(Instruction): Will you output all of the data below exactly, omitting the images?

(Collected data):
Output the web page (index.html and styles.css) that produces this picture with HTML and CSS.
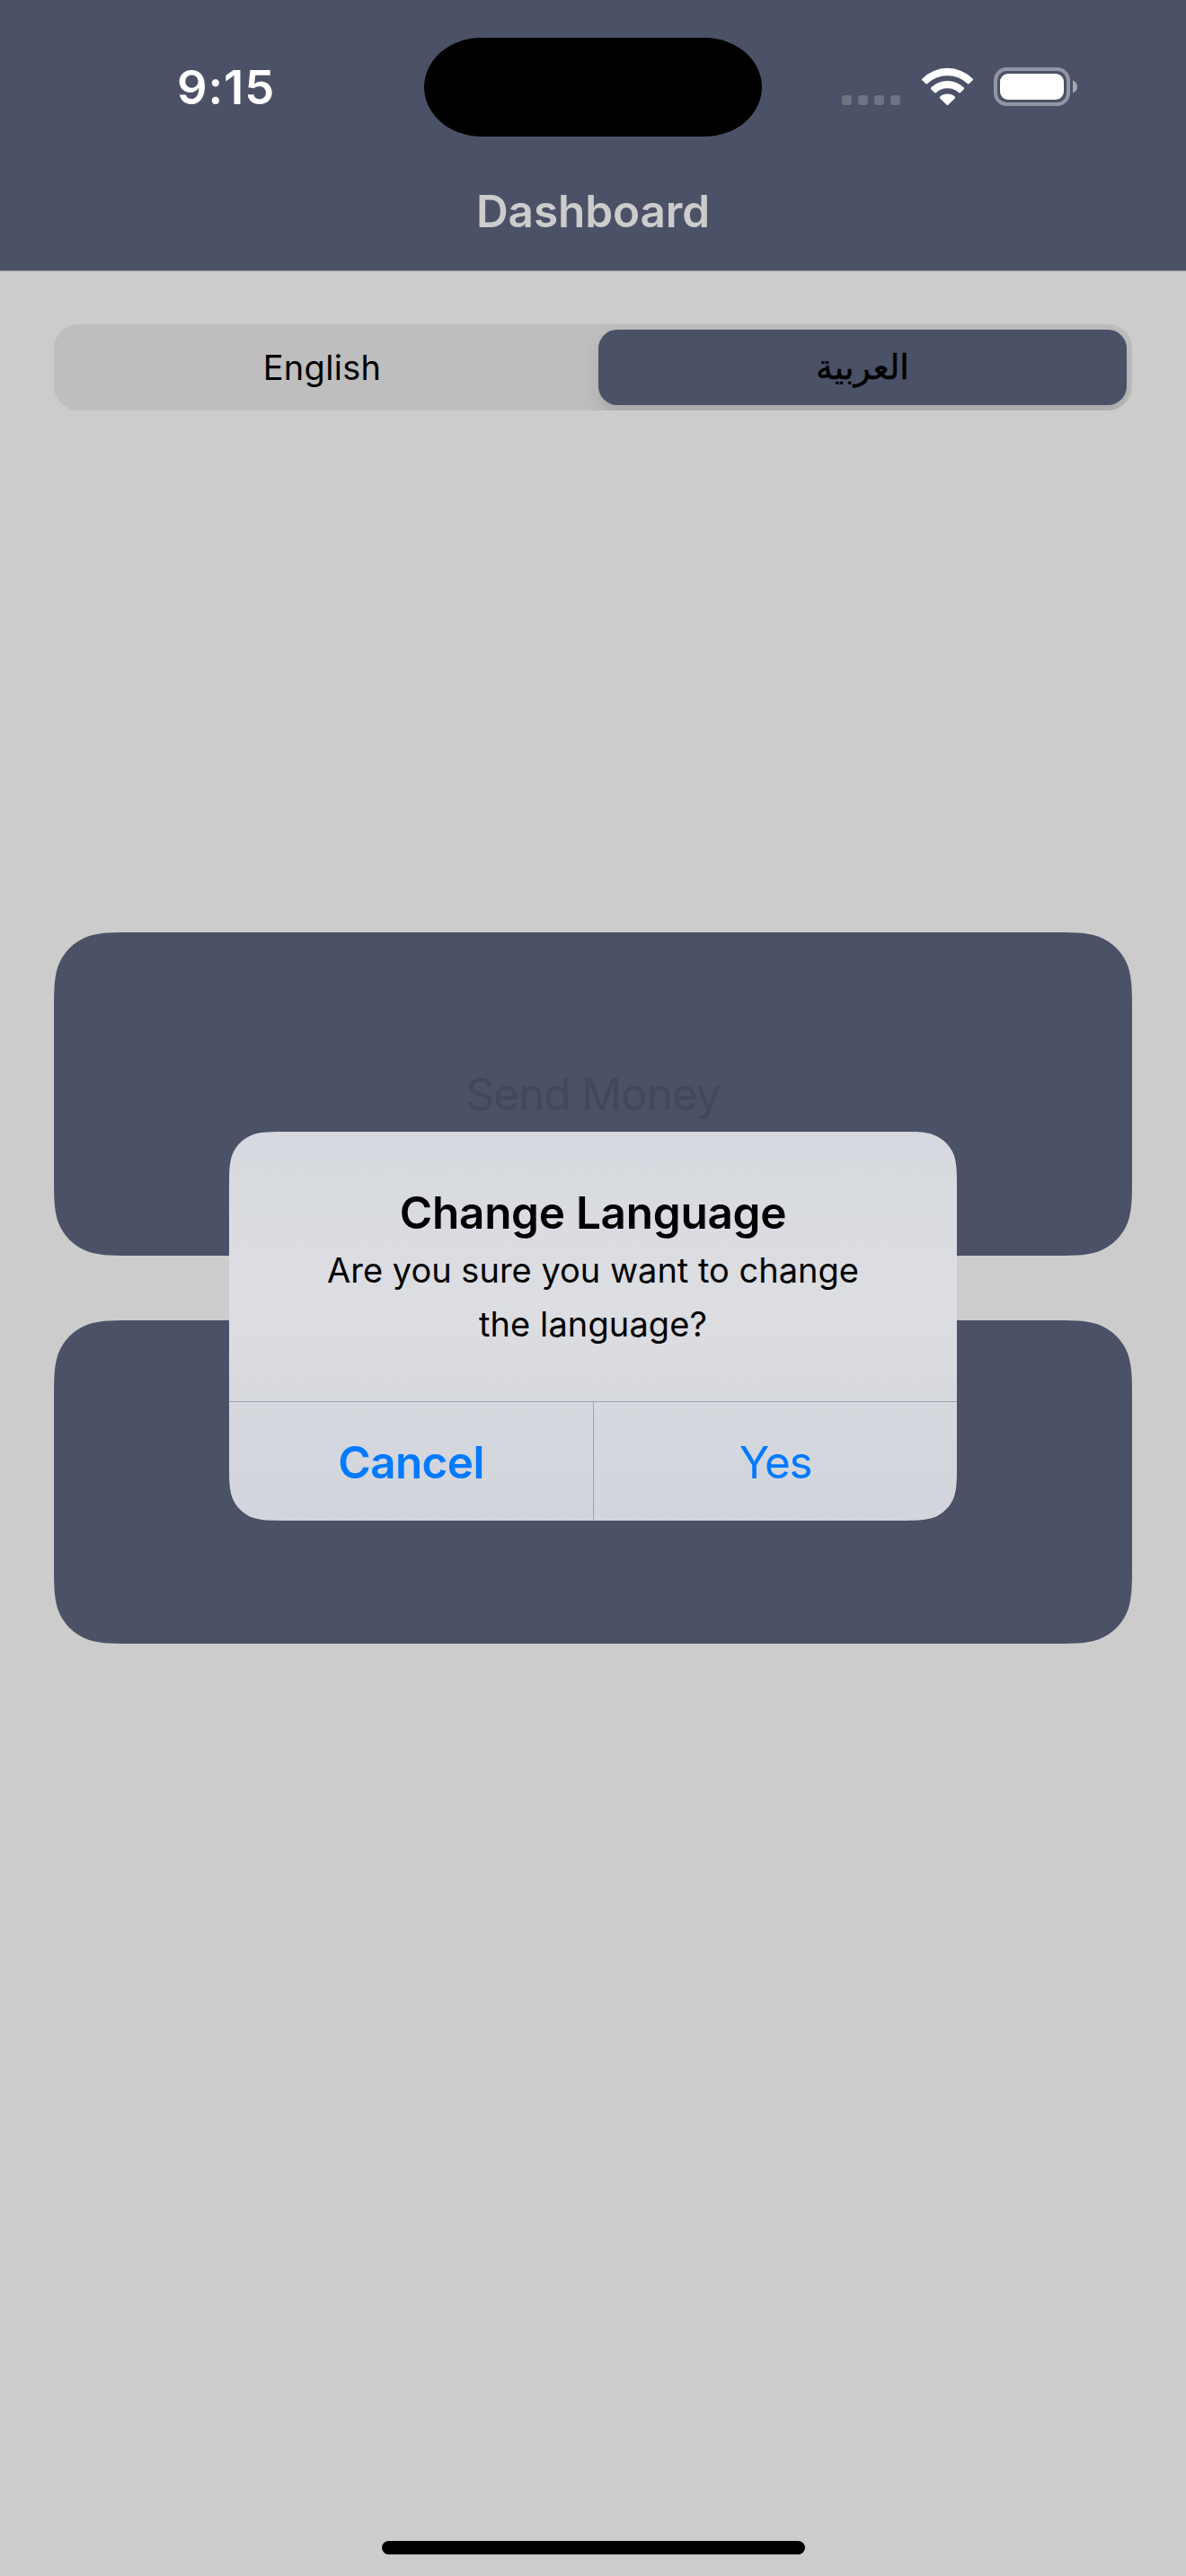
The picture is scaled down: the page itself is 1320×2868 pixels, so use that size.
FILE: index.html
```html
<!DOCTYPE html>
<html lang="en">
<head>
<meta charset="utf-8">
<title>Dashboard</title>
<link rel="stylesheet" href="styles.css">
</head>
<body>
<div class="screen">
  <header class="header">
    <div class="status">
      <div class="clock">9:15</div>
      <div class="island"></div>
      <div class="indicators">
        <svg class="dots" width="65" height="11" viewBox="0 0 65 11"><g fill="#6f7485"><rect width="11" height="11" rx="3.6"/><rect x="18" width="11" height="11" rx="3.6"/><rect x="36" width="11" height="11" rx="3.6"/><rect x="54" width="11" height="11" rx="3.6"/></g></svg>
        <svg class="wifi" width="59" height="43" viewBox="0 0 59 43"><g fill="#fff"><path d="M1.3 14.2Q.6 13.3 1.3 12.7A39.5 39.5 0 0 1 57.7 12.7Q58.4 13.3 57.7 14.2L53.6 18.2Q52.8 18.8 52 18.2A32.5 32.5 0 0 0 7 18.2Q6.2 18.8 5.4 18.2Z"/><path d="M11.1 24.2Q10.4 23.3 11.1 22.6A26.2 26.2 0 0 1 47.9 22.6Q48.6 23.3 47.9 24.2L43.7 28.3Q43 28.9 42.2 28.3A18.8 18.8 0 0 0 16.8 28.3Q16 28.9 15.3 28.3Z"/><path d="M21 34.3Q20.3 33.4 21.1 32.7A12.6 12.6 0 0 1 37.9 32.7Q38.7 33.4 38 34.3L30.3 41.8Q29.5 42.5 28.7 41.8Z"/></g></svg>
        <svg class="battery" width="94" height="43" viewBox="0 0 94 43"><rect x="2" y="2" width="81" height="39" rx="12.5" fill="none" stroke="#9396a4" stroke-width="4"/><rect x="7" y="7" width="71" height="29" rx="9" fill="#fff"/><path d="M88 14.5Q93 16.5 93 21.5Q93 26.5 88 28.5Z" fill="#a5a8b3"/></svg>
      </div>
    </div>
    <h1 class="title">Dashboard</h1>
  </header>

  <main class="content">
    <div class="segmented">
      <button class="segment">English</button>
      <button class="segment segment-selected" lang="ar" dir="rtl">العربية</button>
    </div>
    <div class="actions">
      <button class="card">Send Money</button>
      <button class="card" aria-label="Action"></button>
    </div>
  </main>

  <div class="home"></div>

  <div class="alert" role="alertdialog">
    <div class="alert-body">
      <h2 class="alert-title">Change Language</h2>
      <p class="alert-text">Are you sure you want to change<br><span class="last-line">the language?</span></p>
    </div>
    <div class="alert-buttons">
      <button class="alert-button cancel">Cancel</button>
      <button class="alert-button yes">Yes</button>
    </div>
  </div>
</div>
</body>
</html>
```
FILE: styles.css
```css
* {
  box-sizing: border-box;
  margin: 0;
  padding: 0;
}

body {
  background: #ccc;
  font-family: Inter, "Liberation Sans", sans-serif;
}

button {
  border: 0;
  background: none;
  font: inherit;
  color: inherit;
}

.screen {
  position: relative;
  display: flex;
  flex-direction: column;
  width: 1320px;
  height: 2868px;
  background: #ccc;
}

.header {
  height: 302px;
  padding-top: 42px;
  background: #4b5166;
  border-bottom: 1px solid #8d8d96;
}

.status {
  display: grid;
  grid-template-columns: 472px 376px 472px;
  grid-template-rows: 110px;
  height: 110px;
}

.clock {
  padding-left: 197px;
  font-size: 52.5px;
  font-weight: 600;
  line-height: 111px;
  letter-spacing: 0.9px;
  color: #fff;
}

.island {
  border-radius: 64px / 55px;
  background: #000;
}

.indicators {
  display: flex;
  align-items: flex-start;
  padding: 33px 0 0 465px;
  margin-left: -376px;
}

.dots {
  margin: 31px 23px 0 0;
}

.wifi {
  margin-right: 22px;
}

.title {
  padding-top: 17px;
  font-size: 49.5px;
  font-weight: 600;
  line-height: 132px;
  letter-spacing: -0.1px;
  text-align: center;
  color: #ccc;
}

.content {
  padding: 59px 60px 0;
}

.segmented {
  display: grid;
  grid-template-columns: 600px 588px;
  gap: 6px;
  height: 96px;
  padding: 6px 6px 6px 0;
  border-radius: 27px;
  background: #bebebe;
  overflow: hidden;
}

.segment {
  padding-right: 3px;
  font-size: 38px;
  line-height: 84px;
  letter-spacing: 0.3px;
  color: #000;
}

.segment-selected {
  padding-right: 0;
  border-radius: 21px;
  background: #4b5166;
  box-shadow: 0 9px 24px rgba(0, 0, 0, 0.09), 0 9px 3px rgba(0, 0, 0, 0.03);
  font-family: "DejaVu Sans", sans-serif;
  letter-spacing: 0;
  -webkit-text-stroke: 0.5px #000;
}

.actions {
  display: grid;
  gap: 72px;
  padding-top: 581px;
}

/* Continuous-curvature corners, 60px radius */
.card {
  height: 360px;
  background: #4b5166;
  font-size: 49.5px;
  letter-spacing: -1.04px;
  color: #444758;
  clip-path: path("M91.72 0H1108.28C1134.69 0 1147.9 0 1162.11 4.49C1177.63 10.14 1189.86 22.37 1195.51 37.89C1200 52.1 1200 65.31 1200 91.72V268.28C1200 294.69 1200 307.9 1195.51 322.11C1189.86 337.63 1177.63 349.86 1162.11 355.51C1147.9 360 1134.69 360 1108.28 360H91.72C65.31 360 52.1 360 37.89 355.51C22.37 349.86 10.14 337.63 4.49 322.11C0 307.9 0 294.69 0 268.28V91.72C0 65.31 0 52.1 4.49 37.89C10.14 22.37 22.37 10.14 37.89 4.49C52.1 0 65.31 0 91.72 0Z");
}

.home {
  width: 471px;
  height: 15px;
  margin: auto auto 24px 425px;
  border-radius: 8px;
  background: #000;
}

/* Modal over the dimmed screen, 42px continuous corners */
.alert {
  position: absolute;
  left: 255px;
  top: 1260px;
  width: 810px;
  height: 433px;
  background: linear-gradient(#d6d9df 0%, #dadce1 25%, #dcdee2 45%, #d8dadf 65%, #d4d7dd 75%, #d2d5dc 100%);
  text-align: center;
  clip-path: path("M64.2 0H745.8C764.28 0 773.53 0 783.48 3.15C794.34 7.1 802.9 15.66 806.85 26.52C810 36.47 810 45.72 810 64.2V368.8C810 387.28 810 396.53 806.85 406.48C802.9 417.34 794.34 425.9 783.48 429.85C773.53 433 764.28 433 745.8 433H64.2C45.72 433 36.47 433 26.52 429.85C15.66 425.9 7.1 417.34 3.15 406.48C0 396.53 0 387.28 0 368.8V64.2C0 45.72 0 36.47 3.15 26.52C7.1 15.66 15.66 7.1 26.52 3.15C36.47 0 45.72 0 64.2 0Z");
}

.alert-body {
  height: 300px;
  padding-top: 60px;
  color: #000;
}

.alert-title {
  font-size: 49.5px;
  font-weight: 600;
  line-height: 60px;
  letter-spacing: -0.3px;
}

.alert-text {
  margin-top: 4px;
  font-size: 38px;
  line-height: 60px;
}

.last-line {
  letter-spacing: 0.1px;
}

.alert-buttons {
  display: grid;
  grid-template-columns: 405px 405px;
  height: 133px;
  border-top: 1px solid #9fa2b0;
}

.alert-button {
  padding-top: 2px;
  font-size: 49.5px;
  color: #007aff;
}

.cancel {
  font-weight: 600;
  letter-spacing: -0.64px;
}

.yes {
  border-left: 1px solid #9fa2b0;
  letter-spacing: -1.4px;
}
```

(Result of this task):
Output the web page (index.html and styles.css) that produces this picture with HTML and CSS.
The picture is scaled down: the page itself is 1320×2868 pixels, so use that size.
FILE: index.html
```html
<!DOCTYPE html>
<html lang="en">
<head>
<meta charset="utf-8">
<title>Dashboard</title>
<link rel="stylesheet" href="styles.css">
</head>
<body>
<div class="screen">
  <header class="header">
    <div class="status">
      <div class="clock">9:15</div>
      <div class="island"></div>
      <div class="indicators">
        <svg class="dots" width="65" height="11" viewBox="0 0 65 11"><g fill="#6f7485"><rect width="11" height="11" rx="3.6"/><rect x="18" width="11" height="11" rx="3.6"/><rect x="36" width="11" height="11" rx="3.6"/><rect x="54" width="11" height="11" rx="3.6"/></g></svg>
        <svg class="wifi" width="59" height="43" viewBox="0 0 59 43"><g fill="#fff"><path d="M1.3 14.2Q.6 13.3 1.3 12.7A39.5 39.5 0 0 1 57.7 12.7Q58.4 13.3 57.7 14.2L53.6 18.2Q52.8 18.8 52 18.2A32.5 32.5 0 0 0 7 18.2Q6.2 18.8 5.4 18.2Z"/><path d="M11.1 24.2Q10.4 23.3 11.1 22.6A26.2 26.2 0 0 1 47.9 22.6Q48.6 23.3 47.9 24.2L43.7 28.3Q43 28.9 42.2 28.3A18.8 18.8 0 0 0 16.8 28.3Q16 28.9 15.3 28.3Z"/><path d="M21 34.3Q20.3 33.4 21.1 32.7A12.6 12.6 0 0 1 37.9 32.7Q38.7 33.4 38 34.3L30.3 41.8Q29.5 42.5 28.7 41.8Z"/></g></svg>
        <svg class="battery" width="94" height="43" viewBox="0 0 94 43"><rect x="2" y="2" width="81" height="39" rx="12.5" fill="none" stroke="#9396a4" stroke-width="4"/><rect x="7" y="7" width="71" height="29" rx="9" fill="#fff"/><path d="M88 14.5Q93 16.5 93 21.5Q93 26.5 88 28.5Z" fill="#a5a8b3"/></svg>
      </div>
    </div>
    <h1 class="title">Dashboard</h1>
  </header>

  <main class="content">
    <div class="segmented">
      <button class="segment">English</button>
      <button class="segment segment-selected" lang="ar" dir="rtl">العربية</button>
    </div>
    <div class="actions">
      <button class="card">Send Money</button>
      <button class="card" aria-label="Action"></button>
    </div>
  </main>

  <div class="home"></div>

  <div class="alert" role="alertdialog">
    <div class="alert-body">
      <h2 class="alert-title">Change Language</h2>
      <p class="alert-text">Are you sure you want to change<br><span class="last-line">the language?</span></p>
    </div>
    <div class="alert-buttons">
      <button class="alert-button cancel">Cancel</button>
      <button class="alert-button yes">Yes</button>
    </div>
  </div>
</div>
</body>
</html>
```
FILE: styles.css
```css
* {
  box-sizing: border-box;
  margin: 0;
  padding: 0;
}

body {
  background: #ccc;
  font-family: Inter, "Liberation Sans", sans-serif;
}

button {
  border: 0;
  background: none;
  font: inherit;
  color: inherit;
}

.screen {
  position: relative;
  display: flex;
  flex-direction: column;
  width: 1320px;
  height: 2868px;
  background: #ccc;
}

.header {
  height: 302px;
  padding-top: 42px;
  background: #4b5166;
  border-bottom: 1px solid #8d8d96;
}

.status {
  display: grid;
  grid-template-columns: 472px 376px 472px;
  grid-template-rows: 110px;
  height: 110px;
}

.clock {
  padding-left: 197px;
  font-size: 52.5px;
  font-weight: 600;
  line-height: 111px;
  letter-spacing: 0.9px;
  color: #fff;
}

.island {
  border-radius: 64px / 55px;
  background: #000;
}

.indicators {
  display: flex;
  align-items: flex-start;
  padding: 33px 0 0 465px;
  margin-left: -376px;
}

.dots {
  margin: 31px 23px 0 0;
}

.wifi {
  margin-right: 22px;
}

.title {
  padding-top: 17px;
  font-size: 49.5px;
  font-weight: 600;
  line-height: 132px;
  letter-spacing: -0.1px;
  text-align: center;
  color: #ccc;
}

.content {
  padding: 59px 60px 0;
}

.segmented {
  display: grid;
  grid-template-columns: 600px 588px;
  gap: 6px;
  height: 96px;
  padding: 6px 6px 6px 0;
  border-radius: 27px;
  background: #bebebe;
  overflow: hidden;
}

.segment {
  padding-right: 3px;
  font-size: 38px;
  line-height: 84px;
  letter-spacing: 0.3px;
  color: #000;
}

.segment-selected {
  padding-right: 0;
  border-radius: 21px;
  background: #4b5166;
  box-shadow: 0 9px 24px rgba(0, 0, 0, 0.09), 0 9px 3px rgba(0, 0, 0, 0.03);
  font-family: "DejaVu Sans", sans-serif;
  letter-spacing: 0;
  -webkit-text-stroke: 0.5px #000;
}

.actions {
  display: grid;
  gap: 72px;
  padding-top: 581px;
}

/* Continuous-curvature corners, 60px radius */
.card {
  height: 360px;
  background: #4b5166;
  font-size: 49.5px;
  letter-spacing: -1.04px;
  color: #444758;
  clip-path: path("M91.72 0H1108.28C1134.69 0 1147.9 0 1162.11 4.49C1177.63 10.14 1189.86 22.37 1195.51 37.89C1200 52.1 1200 65.31 1200 91.72V268.28C1200 294.69 1200 307.9 1195.51 322.11C1189.86 337.63 1177.63 349.86 1162.11 355.51C1147.9 360 1134.69 360 1108.28 360H91.72C65.31 360 52.1 360 37.89 355.51C22.37 349.86 10.14 337.63 4.49 322.11C0 307.9 0 294.69 0 268.28V91.72C0 65.31 0 52.1 4.49 37.89C10.14 22.37 22.37 10.14 37.89 4.49C52.1 0 65.31 0 91.72 0Z");
}

.home {
  width: 471px;
  height: 15px;
  margin: auto auto 24px 425px;
  border-radius: 8px;
  background: #000;
}

/* Modal over the dimmed screen, 42px continuous corners */
.alert {
  position: absolute;
  left: 255px;
  top: 1260px;
  width: 810px;
  height: 433px;
  background: linear-gradient(#d6d9df 0%, #dadce1 25%, #dcdee2 45%, #d8dadf 65%, #d4d7dd 75%, #d2d5dc 100%);
  text-align: center;
  clip-path: path("M64.2 0H745.8C764.28 0 773.53 0 783.48 3.15C794.34 7.1 802.9 15.66 806.85 26.52C810 36.47 810 45.72 810 64.2V368.8C810 387.28 810 396.53 806.85 406.48C802.9 417.34 794.34 425.9 783.48 429.85C773.53 433 764.28 433 745.8 433H64.2C45.72 433 36.47 433 26.52 429.85C15.66 425.9 7.1 417.34 3.15 406.48C0 396.53 0 387.28 0 368.8V64.2C0 45.72 0 36.47 3.15 26.52C7.1 15.66 15.66 7.1 26.52 3.15C36.47 0 45.72 0 64.2 0Z");
}

.alert-body {
  height: 300px;
  padding-top: 60px;
  color: #000;
}

.alert-title {
  font-size: 49.5px;
  font-weight: 600;
  line-height: 60px;
  letter-spacing: -0.3px;
}

.alert-text {
  margin-top: 4px;
  font-size: 38px;
  line-height: 60px;
}

.last-line {
  letter-spacing: 0.1px;
}

.alert-buttons {
  display: grid;
  grid-template-columns: 405px 405px;
  height: 133px;
  border-top: 1px solid #9fa2b0;
}

.alert-button {
  padding-top: 2px;
  font-size: 49.5px;
  color: #007aff;
}

.cancel {
  font-weight: 600;
  letter-spacing: -0.64px;
}

.yes {
  border-left: 1px solid #9fa2b0;
  letter-spacing: -1.4px;
}
```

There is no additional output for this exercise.